Die Interventionsbeauftragten der Bistümer Münster und Essen, Christel Plenter und Petra Müller betonten, dass sie größten Respekt vor den Betroffenen hätten, für Ihren Mut und auch Ihre Bereitschaft sich an der Untersuchung zu beteiligen. Die Betroffenen glaubten das, was sie berichten, und diese Erinnerungen seien für sie sehr qualvoll, auch wenn alles darauf hindeute, dass die Schilderungen auf Scheinerinnerungen basieren.
Der Untersuchungsbericht beschreibt anonymisiert die Einzelfälle, behandelt dezidiert die erhobenen Vorwürfe und deckt die Ungereimtheiten und Widersprüche auf, die zum eindeutigen Befund kommen: „Die Untersuchung hat nicht einen einzigen belastbaren Hinweis auf die von den Betroffenen beschriebenen Vorwürfe Ritueller Gewalt und organisierter Netzwerke erbracht.“
In der Stellungnahme der Bistümer heißt es dementsprechend: „Allen Betroffenenaussagen ist das vollständige Fehlen konkreter objektiver Nachweise gemeinsam.“ Ungeachtet dessen sehen die Bistümer eine weitere Verantwortung gegenüber den Betroffenen. Schließlich geht es der Untersuchung auch hervor, „dass jeder der Betroffenen – in unterschiedlichen Facetten – seit Kindheitstagen großes Leid und zum Teil auch Missbrauch erfahren hat“. In einem Fall aus dem Bistum Münster bestünden sogar belastbare Hinweise auf einen sexuellen Missbrauch durch einen katholischen Geistlichen, in einem weiteren gehe es um Exorzismus.
Anerkennungsleistungen und weitere Therapien
Tatsächlich hat es schon vor der Untersuchung Anerkennungsleistungen des Leids in sechstelliger Höhe gegeben. Es werde, so signalisierten die Bistümer durch ihre Sprecher, keine Zahlungen zurückgefordert. Vielmehr wolle man gegebenenfalls die Betroffenen finanziell bei therapeutischen Maßnahmen unterstützen. Wie es überhaupt zu derartig massiven und laut Untersuchung konstruierten Vorwürfen und deren Bearbeitung kommen konnte, gehört zur laufenden Aufarbeitung.
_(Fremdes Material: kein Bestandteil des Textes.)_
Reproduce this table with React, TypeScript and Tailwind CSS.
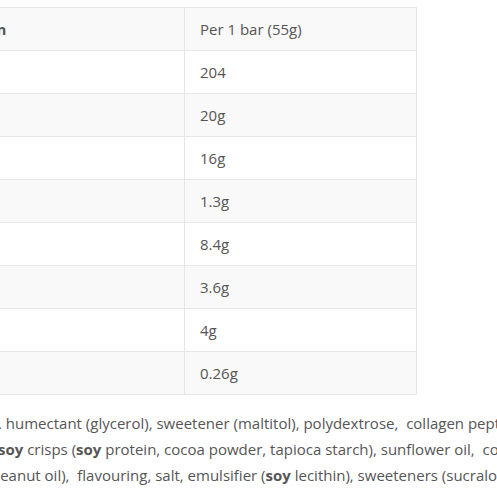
const rows = [
  { label: "Energy (kcal)", value: "204" },
  { label: "Protein", value: "20g" },
  { label: "Carbohydrate", value: "16g" },
  { label: "of which sugars", value: "1.3g" },
  { label: "Fat", value: "8.4g" },
  { label: "of which saturates", value: "3.6g" },
  { label: "Fibre", value: "4g" },
  { label: "Salt", value: "0.26g" },
];

export default function App() {
  return (
    <div className="h-[497px] w-[497px] overflow-hidden bg-white font-['Open_Sans',sans-serif] text-[15px] text-[#555]">
      <div className="ml-[-188px] pt-[7px]">
        <table className="w-[605px] border-collapse border border-[#e6e6e6]">
          <tbody>
            <tr className="h-[43px] bg-[#f9f9f9]">
              <td className="w-[372px] border border-[#e6e6e6] px-[15px] font-bold whitespace-nowrap">
                Nutritional Information
              </td>
              <td className="border border-[#e6e6e6] px-[15px]">Per 1 bar (55g)</td>
            </tr>
            {rows.map((row, i) => (
              <tr
                key={row.label}
                className={i % 2 === 1 ? "h-[43px] bg-[#f9f9f9]" : "h-[43px] bg-white"}
              >
                <td className="border border-[#e6e6e6] px-[15px] whitespace-nowrap">{row.label}</td>
                <td className="border border-[#e6e6e6] px-[15px]">{row.value}</td>
              </tr>
            ))}
          </tbody>
        </table>
      </div>

      <div className="mt-[15px] leading-[26px] whitespace-pre">
        <div className="ml-[-2px]">
          . humectant (glycerol), sweetener (maltitol), polydextrose,  collagen peptides, cocoa mass,
        </div>
        <div className="ml-[-2px]">
          <b>soy</b> crisps (<b>soy</b> protein, cocoa powder, tapioca starch), sunflower oil,  cocoa butter,
        </div>
        <div className="ml-[-9px]">
          peanut oil),  flavouring, salt, emulsifier (<b>soy</b> lecithin), sweeteners (sucralose, steviol)
        </div>
      </div>
    </div>
  );
}
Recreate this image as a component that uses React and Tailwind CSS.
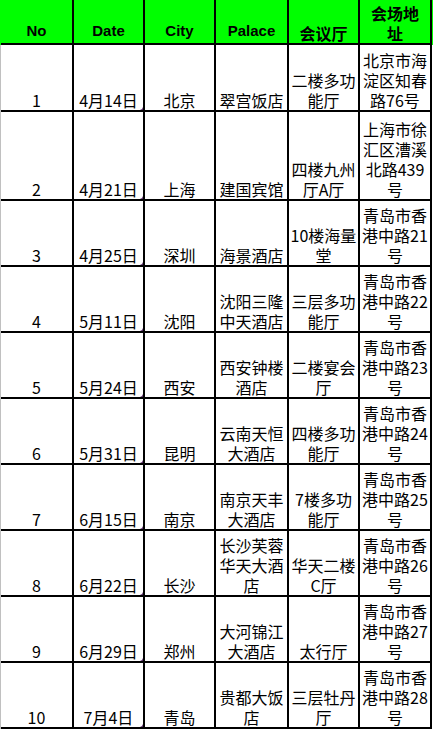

In diesem Zusammenhang steht auch die Schließung der Beratungsstelle „Organisierte sexuelle und rituelle Gewalt“ in Münster im März 2023, deren Mitarbeiterinnen Anhängerinnen der Rituellen-Gewalt-Theorie waren. Im Untersuchungsbericht wird darauf hingewiesen, dass die Schließung richtig, aber aus heutiger Sicht deutlich zu spät erfolgt sei. Die Arbeit der Beratungsstelle habe ihren Anteil daran, dass die Betroffenen sich immer tiefer in die Suche nach Erinnerungen verstrickt haben.
Dass es in mehreren Fällen – im Nachgang betrachtet – zu vorschnellen Plausibilitätserklärungen gekommen ist, liege möglicherweise auch daran, dass man sich aufgrund der unstreitigen kirchlichen Missbrauchshistorie verständlicherweise schwergetan habe, die letztlich haltlosen Vorwürfe zu hinterfragen, gaben die Anwälte zu bedenken. Stefan Kronenburg, Sprecher des Bistums Münster fasste es so zusammen: „Die Aufarbeitung wurde gestartet, um den Betroffenen Gehör zu geben. “ Aus dem Leitsatz ‚Wir glauben euch‘ wurde in der weiteren Entwicklung ein ‚Wir glauben alles‘. „Wir werden in Zukunft auf jeden Einzelfall schauen, dürfen und werden aber die ‚Rituelle Gewalt-Theorie‘ nicht mehr nähren.“
Im Fall von Missbrauchserfahrungen bleibt der Antragsweg über die Missbrauchsbeauftragten und Ansprechpartner in den Bistümern und die Unabhängige Kommission für Anerkennungsleistungen (UKA) für Betroffene weiter erhalten. Von strafrechtlichen Verfahren gegen mutmaßlich mitverantwortliche Therapeuten und Heilpraktiker wollen die Bistümer hingegen absehen.